I ain't got a problem with it, but then, while I doubt me and Ross would see eye to eye on much (besides guns), I'm pretty sure we could agree about... (how to put this delicately) certain enjoyable sex acts (even if, and this is something he let's us know in the book, he doesn't exactly like women that much outside of the bedroom, which is a slight dig).

On race, I believe that Ross simply told us what he thinks. He is probably the type of guy that locks his doors when a black man in baggy pants flashing gang signs walks by. I doubt he does if a black man who doesn't look like that walks by. That said, I think he isn't "down" with the black experience. Don't take offense though, he isn't "down" with the white experience if you grew up poor.

Nevertheless, I would say, he created singlehandedly a new genre. Which is the "government did wrong, and now gunowners are gonna make 'em pay" genre.

All said, it was a good novel. But I like Travis McGee's "Enemies" series more. There, I said it!

Though chances are, Mr. Ross won't respond.
 
UC is one of my favorite books. I have read it probably 10 times, and have purchased it for myself 3 times- and for others many more times than that. I keep loaning it out and telling the loanee to send it onward.
 
"Though chances are, Mr. Ross won't respond."

Sure I will. First, thanks for the kind words, MA.

You're right, I did grow up in a family affluent enough that all children were expected to go to the best private institutions they could get into, from age three to graduate school. No one related to me when I was growing up ever had their house foreclosed on or their utilities turned off.

That said, I had many friends from blue-collar families, as I often had more in common with them than the kids at my school. I always admired skilled machinists, welders, and the like. If you like guns and motor racing, you meet these kinds of people.

The middle-class people I knew had enough ambition or determination or whatever to satisfy their own personal passions, such as saving up for a bass boat or ATV or an elk hunt or what-have-you. I never knew any kids whose parents were wage slaves eking out bare-minimum existence.

And no, I never knew any truly poor people.

I am no authority on lesbians, but I count perhaps a dozen lesbians and bisexual women as friends, and one of them is damn close to Cindy.

Cindy's close relationship with Henry developed quickly for the same reasons many seemingly odd pairings occur in real life: Cindy, because of her background, needed someone to confide in and trust. Henry fit the bill. And as a smart, resourceful man, he could do some things much better than any butch lesbian Cindy might be involved with, such as think logically and impartially. Henry got things done. Cindy needed someone like that.
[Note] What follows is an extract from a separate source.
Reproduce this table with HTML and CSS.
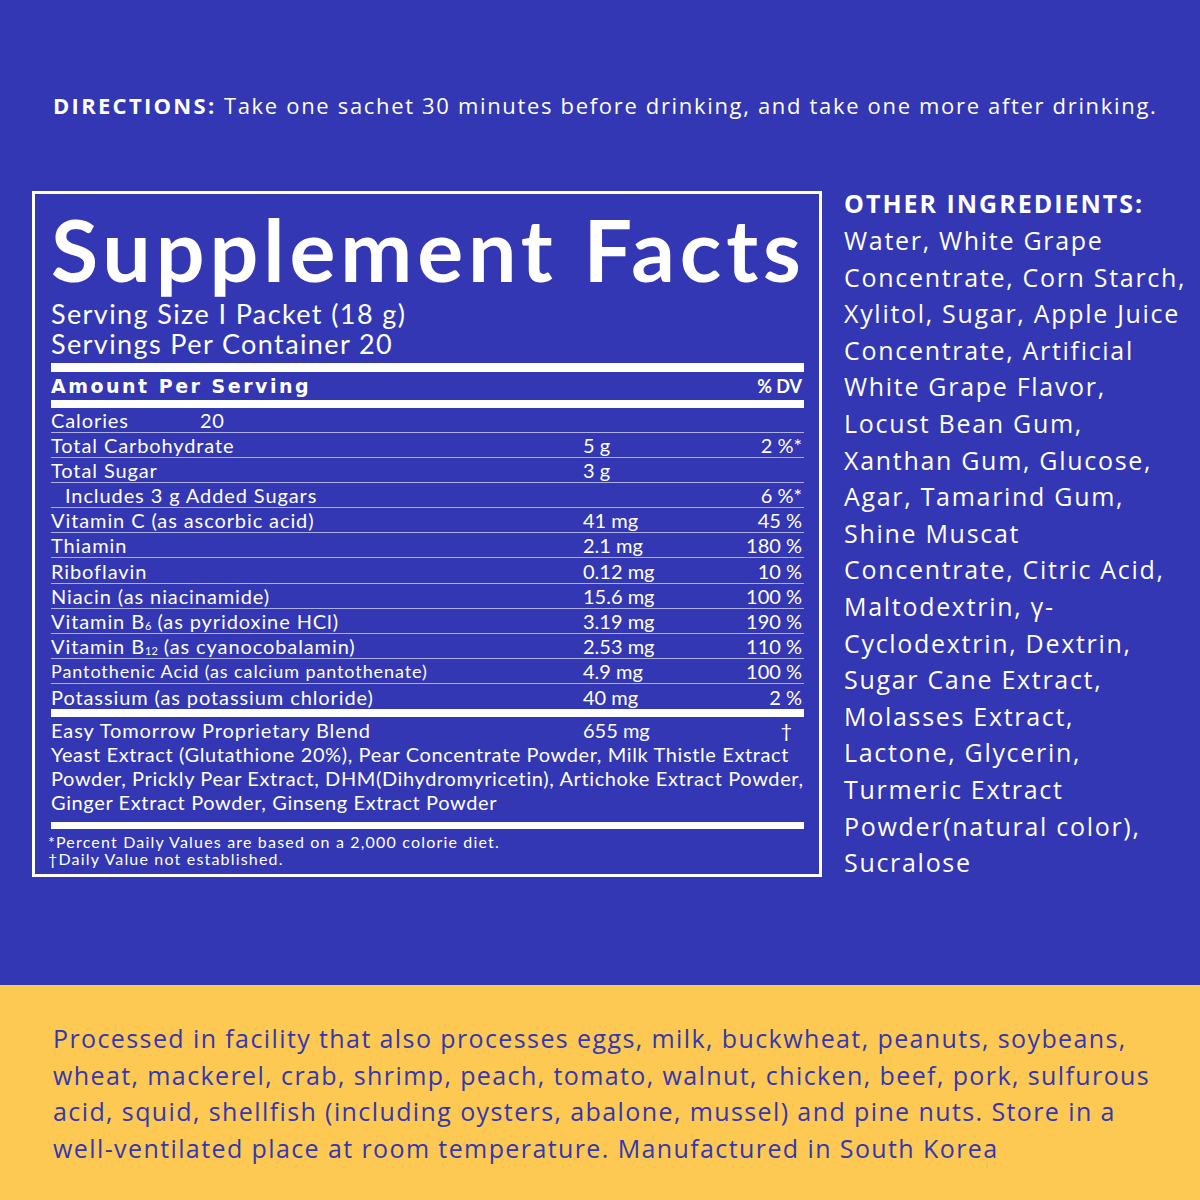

Henry, on the other hand, admired Cindy's grit and survival skills, and the fact that she hadn't become a man-hater even though that would have been easy.

Thus, they became unlikely soulmates. Some readers got that, others said "Hunh?"

If you read my Ross In Range columns on my wevbsite, you'll get a better picture of my view of women. The feminist women-as-victims attitude and entitlement mindset have made a large fraction of the American female population uninteresting to me for anything other than recreational companionship and sex. That's just the way it is.

JR
 
I own a copy. I read it every couple years and imagine what it was like growing up in a free country. Milsurp rifles through the mail. Sigh.
 
I read it while I was stationed on ship. Not much else for marines to do on ship but read an play cards and stuff. The only disappointing thing about the book was that for such a thick hardcover, it sure didn't last me too long :D

Aside from that, it was top notch and was probably what catalyzed me to pursue my interest in big bore precision shooting.